Over time, it was discovered that QKD schemes based on Ekert’s ideas can have an additional remarkable benefit: users only need to make very general assumptions about the devices used in the process. Earlier forms of QKD based on other basic principles, on the other hand, necessitate detailed knowledge of the inner workings of the devices used. The novel type of QKD is now known as ‘device-independent QKD’ (DIQKD), and its experimental implementation has become a major goal in the field. As a result, the excitement is understandable, as such a groundbreaking experiment has now been completed.

**Culmination of years of work**

The scale of the challenge is reflected in the breadth of the team, which combines leading experts in theory and experiment. The experiment involved two single ions – one for the sender and one for the receiver — confined in separate traps that were connected with an optical-fiber link. In this basic quantum network, entanglement between the ions was generated with record-high fidelity over millions of runs.
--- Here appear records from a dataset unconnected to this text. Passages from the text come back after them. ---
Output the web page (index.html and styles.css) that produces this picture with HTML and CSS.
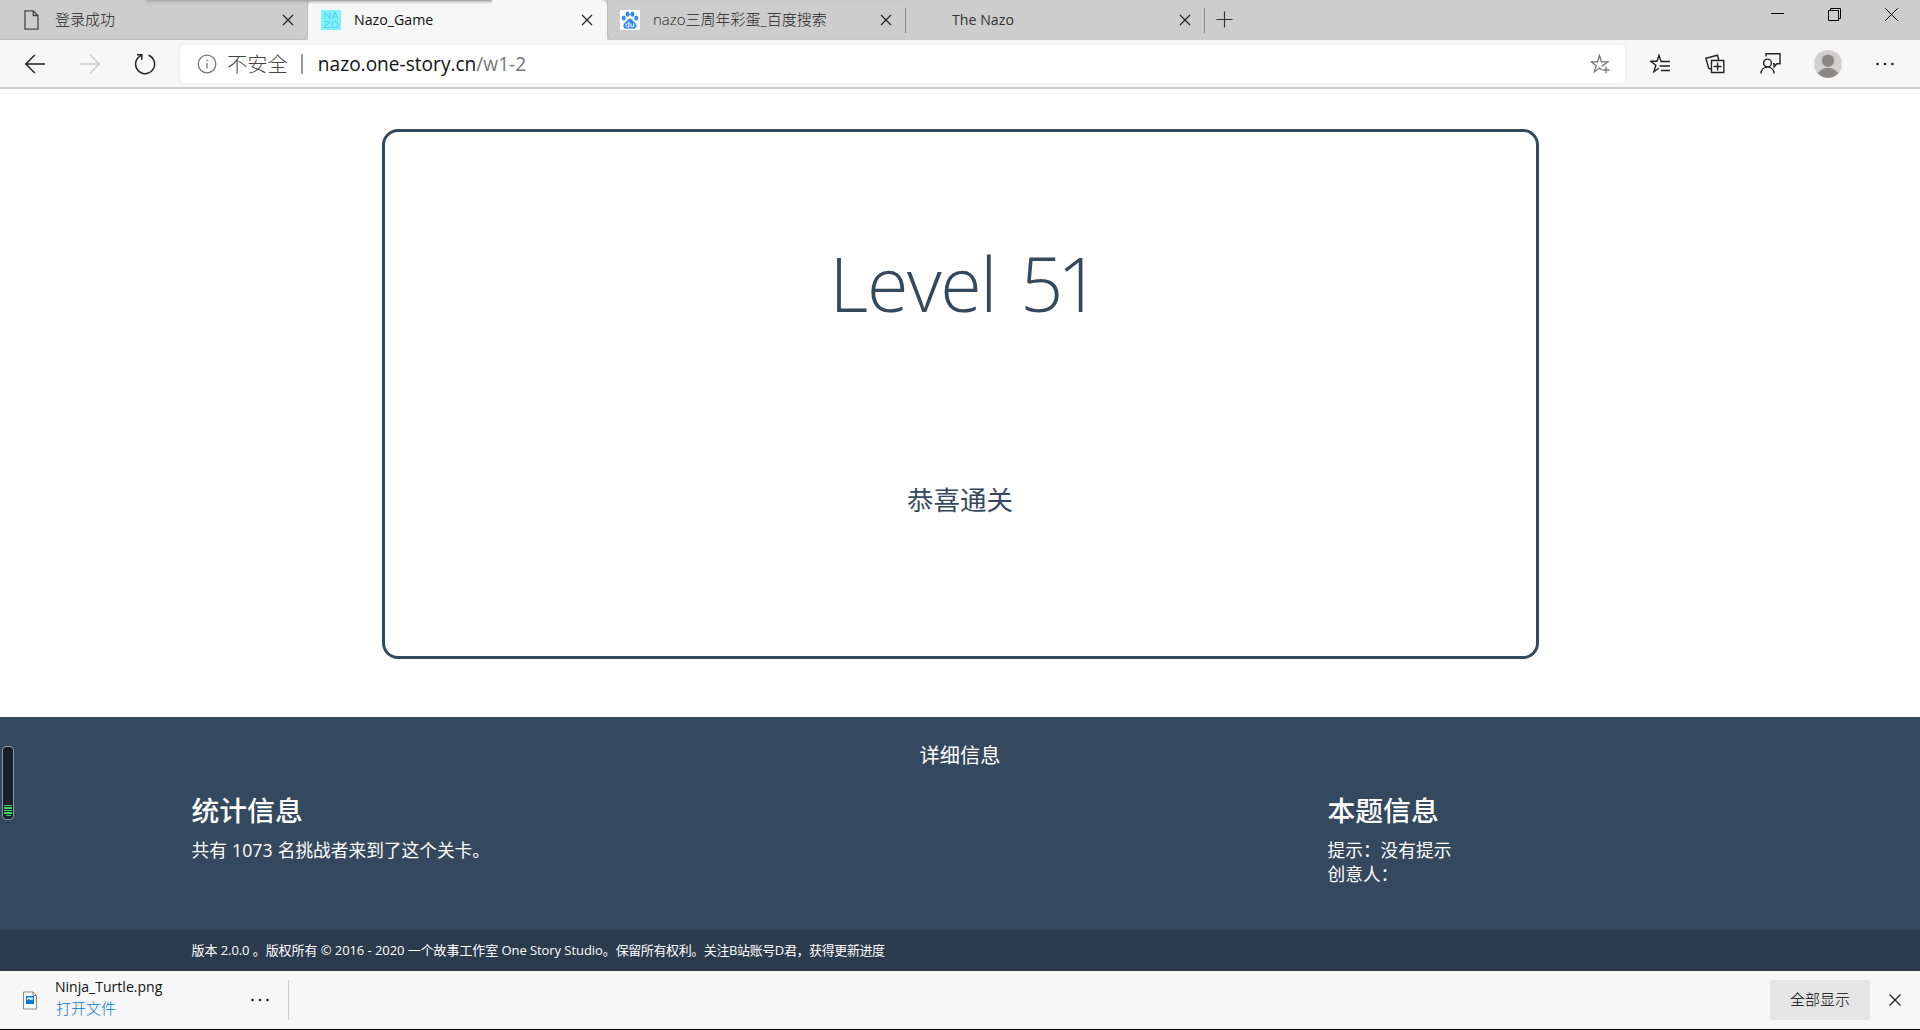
FILE: index.html
```html
<!DOCTYPE html>
<html lang="zh-CN">
<head>
<meta charset="utf-8">
<title>Nazo_Game</title>
<link rel="stylesheet" href="styles.css">
</head>
<body>
<div class="window">
  <header class="tabstrip">
    <div class="tab tab-first">
      <svg class="favicon" viewBox="0 0 20 20"><path d="M3 .8h8.300L16 5.500V19.200H3zM11.300 .8v4.700H16" fill="none" stroke="#444" stroke-width="1.300"/></svg>
      <span class="tab-title">登录成功</span>
      <svg class="close" viewBox="0 0 12 12"><path d="M1 1l10 10M11 1L1 11"/></svg>
    </div>
    <div class="tab tab-active">
      <svg class="favicon" viewBox="0 0 20 20"><path fill="#7ff3fb" d="M0 0h20v20H0z"/><path d="M3.500 9V2.500l5.500 6V2.500M11 9l3-6.500 3 6.500M12 7h4M3 11.500h6L3 17.500h6.500" fill="none" stroke="#5ed3f0" stroke-width="1.200"/><circle cx="14" cy="14.500" r="3" fill="none" stroke="#5ed3f0" stroke-width="1.200"/></svg>
      <span class="tab-title latin-title">Nazo_Game</span>
      <svg class="close" viewBox="0 0 12 12"><path d="M1 1l10 10M11 1L1 11"/></svg>
    </div>
    <div class="tab tab-search">
      <svg class="favicon" viewBox="0 0 20 20"><path fill="#fff" d="M0 0h20v20H0z"/><g fill="#3388ff"><ellipse cx="3.700" cy="8" rx="2" ry="2.600"/><ellipse cx="7.600" cy="4.200" rx="2" ry="2.700"/><ellipse cx="12.400" cy="4.200" rx="2" ry="2.700"/><ellipse cx="16.300" cy="8" rx="2" ry="2.600"/><path d="M10 8.500c2 0 3 2.500 4.800 4 3.200 2.800 1.700 6.300-1.300 6.300-1.500 0-2-.3-3.500-.3s-2 .3-3.500.3c-3 0-4.500-3.500-1.300-6.300C7 11 8 8.500 10 8.500z"/></g><path d="M9 11.500v5.500H7.400a1.500 1.500 0 0 1 0-3.200H9M11 13.600v2.300c0 1.500 2.600 1.500 2.600 0v-2.300V17" fill="none" stroke="#fff" stroke-width="1"/></svg>
      <span class="tab-title">nazo三周年彩蛋_百度搜索</span>
      <svg class="close" viewBox="0 0 12 12"><path d="M1 1l10 10M11 1L1 11"/></svg>
    </div>
    <div class="tab tab-last">
      <span class="tab-title latin-title">The Nazo</span>
      <svg class="close" viewBox="0 0 12 12"><path d="M1 1l10 10M11 1L1 11"/></svg>
    </div>
    <svg class="new-tab" viewBox="0 0 18 18"><path d="M9 .5v17M.5 9h17"/></svg>
    <div class="window-buttons">
      <svg width="13" height="13" viewBox="0 0 13 13"><path d="M0 5.500h13"/></svg>
      <svg width="13" height="13" viewBox="0 0 13 13"><path d="M.5 2.500h10v10H.5zM2.500 2.500v-2h10v10h-2"/></svg>
      <svg width="13" height="13" viewBox="0 0 13 13"><path d="M.3 .3l12.400 12.400M12.700 .3L.3 12.700"/></svg>
    </div>
    <div class="top-shadow"></div>
  </header>

  <nav class="toolbar">
    <svg class="nav-icon back" viewBox="0 0 20 20"><path d="M20 10H.8M9.800 1L.8 10l9 9"/></svg>
    <svg class="nav-icon forward" viewBox="0 0 20 20"><path d="M0 10h19.200M10.200 1l9 9-9 9"/></svg>
    <svg class="nav-icon reload" viewBox="0 0 22 22"><path d="M14.500 2.300A9.500 9.500 0 1 1 7 2.600M3 1.800h4.800v5"/></svg>
    <div class="address">
      <svg class="info" viewBox="0 0 20 20"><circle cx="10" cy="10" r="8.800"/><path d="M10 9v5.500M10 5.500v1.700"/></svg>
      <span class="insecure">不安全</span>
      <span class="divider"></span>
      <span class="url">nazo.one-story.cn<span class="path">/w1-2</span></span>
      <svg class="star" viewBox="0 0 20 20"><path d="M12.500 12.500l-.3-.5 5.800-4.200h-6.500L9.500 1.500l-2 6.300H1l5.300 3.900-2 6.200 5.200-3.800 2.200 1.600M16 12.500v7M12.500 16h7"/></svg>
    </div>
    <div class="actions">
      <svg width="20" height="20" viewBox="0 0 20 20"><path d="M11.500 7.500H11L9 1.300 7 7.300H.9l4.900 3.900-1.900 6.500 4.800-3.400M11 7.500h9M9.500 12h10.500M11 16.500h9"/></svg>
      <svg width="20" height="20" viewBox="0 0 20 20"><path d="M6.500 6.500h12.300v12H6.500zM12.600 8.500v8M8.600 12.500h8M6.300 15.200l-2.500-.8L.8 4.200l11.700-3 1.200 5"/></svg>
      <svg width="21" height="21" viewBox="0 0 21 21"><circle cx="7.500" cy="10" r="3.900"/><path d="M1 20.500c0-8.500 13-8.500 13 0M6 3.500V.8h14v10h-3.200l-2.600 3v-3H13"/></svg>
      <svg class="avatar" width="28" height="28" viewBox="0 0 28 28"><circle cx="14" cy="14" r="14" fill="#d2d0ce"/><circle cx="14" cy="10.700" r="6.200" fill="#8a8886"/><path d="M4 23.500c3-7.500 17-7.500 20 0a14 14 0 0 1-20 0z" fill="#8a8886"/></svg>
      <svg class="dots" width="18" height="4" viewBox="0 0 18 4"><circle cx="1.600" cy="2" r="1.300"/><circle cx="9" cy="2" r="1.300"/><circle cx="16.400" cy="2" r="1.300"/></svg>
    </div>
  </nav>

  <main class="stage">
    <section class="level-card">
      <h1>Level <span class="level-number">51</span></h1>
      <p>恭喜通关</p>
    </section>
  </main>

  <footer class="details">
    <h2>详细信息</h2>
    <div class="columns">
      <section class="stats">
        <h3>统计信息</h3>
        <p>共有 <span class="count">1073</span> 名挑战者来到了这个关卡。</p>
      </section>
      <section class="question">
        <h3>本题信息</h3>
        <p>提示：没有提示</p>
        <p>创意人：</p>
      </section>
    </div>
    <div class="meter"><i></i><i></i><i></i><i></i><i></i></div>
  </footer>
  <div class="copyright"><span class="version">版本 2.0.0 。版权所有 © 2016 - 2020 一个故事工作室 One Story Studio。</span><span class="rights">保留所有权利。关注B站账号D君，获得更新进度</span></div>

  <div class="downloads">
    <svg class="file" width="16" height="19" viewBox="0 0 16 19"><path d="M1.500 1h9.500l3.500 3.500V18h-13z" fill="#fff" stroke="#8a8886"/><path d="M11 1v3.500h3.500" fill="none" stroke="#8a8886"/><path d="M4 5h8v8H4z" fill="#0078d4"/><path d="M5.200 6.500h5.600v3.200l-1-1.400-1 1-1.800-1.500-1.800 1.400z" fill="#fff"/></svg>
    <div class="file-text">
      <span class="file-name">Ninja_Turtle.png</span>
      <span class="open-file">打开文件</span>
    </div>
    <svg class="dots" width="18" height="4" viewBox="0 0 18 4"><circle cx="1.600" cy="2" r="1.300"/><circle cx="9" cy="2" r="1.300"/><circle cx="16.400" cy="2" r="1.300"/></svg>
    <span class="bar-line"></span>
    <span class="show-all">全部显示</span>
    <svg class="close" viewBox="0 0 12 12"><path d="M.5 .5l11 11M11.500 .5L.5 11.500"/></svg>
  </div>
</div>
</body>
</html>
```
FILE: styles.css
```css
* { box-sizing: border-box; }
body { margin: 0; font-family: "Open Sans", "Noto Sans CJK SC", sans-serif; color: #222; overflow: hidden; }
h1, h2, h3, p { margin: 0; font-weight: 400; }
svg { display: block; flex: none; }
.window { display: flex; flex-direction: column; width: 1920px; height: 1030px; background: #fff; border-bottom: 1px solid #000; }

.tabstrip { position: relative; display: flex; height: 40px; background: #cdcdcd; }
.tab { display: flex; align-items: center; width: 299px; height: 40px; padding: 0 14px 0 13px; font-size: 15px; color: #222; white-space: nowrap; }
.tab-first { width: 308px; padding-left: 22px; border-radius: 0 0 6px 0; box-shadow: inset -1px -1px 1px #bbb; }
.tab-active { background: #f7f7f7; border-radius: 6px 6px 0 0; color: #111; }
.tab-search { border-radius: 0 0 0 6px; box-shadow: inset 1px 0 1px #bbb; }
.tab-search::after, .tab-last::after { content: ""; align-self: center; width: 1px; height: 25px; margin: 0 -14px 0 13px; background: #888; }
.tab-last { padding-left: 46px; }
.favicon { width: 20px; height: 20px; margin-right: 13px; }
.tab-title { flex: 1; padding-bottom: 2px; line-height: 20px; font-weight: 300; }
.tab-title.latin-title { padding-bottom: 0; font-weight: 400; font-size: 14.200px; }
.tab-last .latin-title { color: #333; }
.close { width: 12px; height: 12px; fill: none; stroke: #222; stroke-width: 1.200; }
.new-tab { width: 17px; height: 17px; margin: 11px 0 0 11px; fill: none; stroke: #333; stroke-width: 1.200; }
.window-buttons { display: flex; gap: 44px; margin: 8px 22px 0 auto; fill: none; stroke: #000; stroke-width: 1; }
.top-shadow { position: absolute; left: 147px; top: 0; width: 344px; height: 1px; background: #aaa; box-shadow: 0 0 3px 1px #aaa; }

.toolbar { display: flex; align-items: center; height: 49px; padding-left: 25px; background: #f7f7f7; border-bottom: 2px solid #cecece; }
.nav-icon { width: 20px; height: 20px; fill: none; stroke: #222; stroke-width: 1.500; }
.forward { margin-left: 35px; stroke: #ccc; }
.reload { width: 22px; height: 22px; margin-left: 34px; }
.address { display: flex; align-items: center; width: 1445px; height: 38px; margin-left: 24px; padding: 0 15px 0 17px; background: #fff; border-radius: 5px; box-shadow: 0 0 3px #e4e4e4; font-size: 19.100px; line-height: 36px; }
.info { width: 20px; height: 20px; fill: none; stroke: #777; stroke-width: 1.300; }
.insecure { margin-left: 10px; font-size: 20.300px; font-weight: 300; color: #444; }
.divider { width: 2px; height: 20px; margin: 0 15px 0 13px; background: #999; }
.url { flex: 1; color: #111; }
.path { color: #777; }
.star { width: 20px; height: 20px; fill: none; stroke: #777; stroke-width: 1.300; }
.actions { display: flex; align-items: center; margin-left: 25px; fill: none; stroke: #222; stroke-width: 1.400; }
.actions svg + svg { margin-left: 35px; }
.actions svg + .avatar { margin-left: 33px; stroke: none; }
.actions svg + .dots { margin-left: 34px; }
.dots { fill: #222; stroke: none; }

.stage { display: flex; justify-content: center; height: 628px; padding-top: 40px; background: #fff; }
.level-card { display: flex; flex-direction: column; align-items: center; width: 1157px; height: 530px; border: 3px solid #34495e; border-radius: 16px; color: #34495e; }
.level-card h1 { margin-top: 95px; padding-left: 4px; font-size: 75.500px; line-height: 112px; font-weight: 300; letter-spacing: -1.400px; word-spacing: 6px; }
.level-number { letter-spacing: -6px; }
.level-card p { margin-top: 141px; font-size: 26.500px; line-height: 40px; }

.details { position: relative; height: 213px; background: #34495e; color: #fff; }
.details h2 { padding-top: 23px; font-size: 20.200px; line-height: 30px; text-align: center; }
.columns { display: grid; grid-template-columns: 1136px 1fr; padding: 18px 0 0 191.500px; }
.columns h3 { font-size: 27.800px; line-height: 44px; font-weight: 500; }
.columns p { font-size: 17.700px; line-height: 24px; word-spacing: .6px; }
.columns h3 + p { margin-top: 6px; }
.meter { position: absolute; left: 2px; top: 29px; display: flex; flex-direction: column; justify-content: flex-end; align-items: center; gap: 1px; width: 12px; height: 74px; padding-bottom: 3px; background: #17202a; border: 1px solid #8f9ba8; border-radius: 4px; }
.meter i { width: 8px; height: 1px; background: #40d860; }
.meter i:nth-child(2), .meter i:nth-child(4) { height: 2px; }
.meter i:last-child { width: 5px; }
.copyright { height: 41px; padding-left: 191.500px; background: #2c3a4e; color: #fff; font-size: 13px; line-height: 41px; white-space: nowrap; }
.version { letter-spacing: -.070px; }
.rights { letter-spacing: -.400px; }

.downloads { display: flex; align-items: center; height: 58px; padding: 0 19px 0 22px; background: #f7f7f7; }
.file-text { display: flex; flex-direction: column; width: 196px; margin-left: 17px; padding-bottom: 5px; font-size: 14.050px; line-height: 22px; color: #111; }
.open-file { padding-left: 1px; font-size: 15px; font-weight: 300; line-height: 21px; color: #0078d4; }
.bar-line { width: 1px; height: 40px; margin-left: 19px; background: #ccc; }
.show-all { width: 100px; height: 40px; margin: 0 19px 0 auto; background: #e5e5e5; border-radius: 2px; font-size: 15px; font-weight: 300; line-height: 38px; text-align: center; color: #000; }
```
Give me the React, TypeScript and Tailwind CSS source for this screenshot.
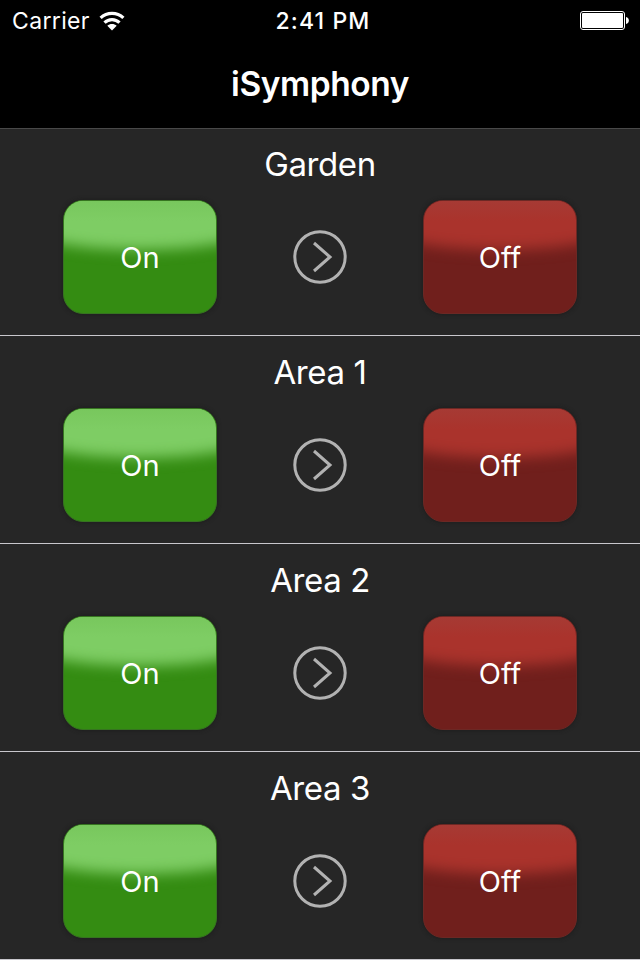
const AREAS = ["Garden", "Area 1", "Area 2", "Area 3"];

export default function App() {
  return (
    <div className="flex h-[960px] w-[640px] flex-col overflow-hidden bg-[#262626] font-['Inter',sans-serif] text-white">
      <header className="h-32 shrink-0 bg-black">
        <StatusBar />
        <h1 className="h-22 text-center text-[33.5px] leading-[89px] font-semibold tracking-[-0.45px]">iSymphony</h1>
      </header>
      <main>
        {AREAS.map((name, i) => (
          <AreaRow key={name} name={name} first={i === 0} />
        ))}
      </main>
    </div>
  );
}

function StatusBar() {
  return (
    <div className="grid h-10 grid-cols-3 items-center pr-[11px] pl-3 text-[23px] leading-10">
      <div className="flex items-center gap-[9px]">
        <span className="pt-px tracking-[0.35px]">Carrier</span>
        <svg width="26" height="20" viewBox="0 0 26 20" fill="none" stroke="white" strokeWidth="3.2">
          <path d="M1.600 6.900c6.400-6.100 16.400-6.100 22.800 0" />
          <path d="M5.500 11.600c4.200-4.100 10.800-4.100 15 0" />
          <path d="M13 19.500l-4.700-4.700c2.500-2.500 6.900-2.500 9.400 0z" fill="white" stroke="none" />
        </svg>
      </div>
      <span className="pt-px pl-[5px] text-center font-medium tracking-[1.1px] whitespace-nowrap">2:41 PM</span>
      <svg className="mt-px justify-self-end" width="49" height="20" viewBox="0 0 49 20">
        <rect x="0.5" y="0.5" width="44" height="18" rx="2.5" fill="none" stroke="white" />
        <rect x="2" y="2" width="41" height="15" rx="1" fill="white" />
        <path d="M46 6c3.800.5 3.800 6.500 0 7z" fill="white" />
      </svg>
    </div>
  );
}

function AreaRow({ name, first }: { name: string; first: boolean }) {
  return (
    <section
      className={`flex h-52 flex-col border-b border-b-[#c8c7cc] ${first ? "border-t border-t-[#494949] pt-[11px]" : "pt-3"}`}
    >
      <h2 className="h-[50px] text-center text-[33px] leading-[49px] tracking-[-0.4px]">{name}</h2>
      <div className="mt-[10px] flex items-center justify-between px-[63px]">
        <PowerButton on />
        <svg width="54" height="54" viewBox="0 0 54 54" fill="none" stroke="#b2b2b2" strokeWidth="3">
          <circle cx="27" cy="27" r="25.2" />
          <path d="M21 13l16 14-16 14" />
        </svg>
        <PowerButton />
      </div>
    </section>
  );
}

function PowerButton({ on = false }: { on?: boolean }) {
  return (
    <button
      className={`relative h-[114px] w-[154px] overflow-hidden rounded-[20px] border pt-0.5 text-[29px] shadow-[0_0_4px_#1b1b1b] ${
        on ? "border-[#367420] bg-[#348c12]" : "border-[#6c2824] bg-[#701f1c]"
      }`}
    >
      {/* gloss */}
      <span
        className={`absolute -top-[70px] -left-[100px] h-[119px] w-[352px] rounded-[50%] blur-[7px] ${
          on ? "bg-[#7ecd64]" : "bg-[#aa332c]"
        }`}
      />
      {/* slightly muted band along the top edge */}
      <span
        className={`absolute inset-x-0 top-0 h-5 bg-linear-to-b to-transparent ${on ? "from-[#78c75d]" : "from-[#a63a34]"}`}
      />
      <span className="relative">{on ? "On" : "Off"}</span>
    </button>
  );
}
The protocol could not have been run in a practically meaningful manner without such a consistent source of high-quality entanglement. Equally important was demonstrating that the entanglement is being properly exploited, which is accomplished by demonstrating that conditions known as Bell inequalities are violated. Furthermore, significant advances, in theory, were required for data analysis and efficient extraction of the cryptographic key.

The ‘legitimate parties’ — the ions — were all housed in the same laboratory during the experiment. However, there is a clear path to increasing the distance between them to kilometers and beyond. With that perspective, together with further recent progress made in related experiments in Germany and China, there is now a real prospect of turning the theoretical concept of Ekert into practical technology.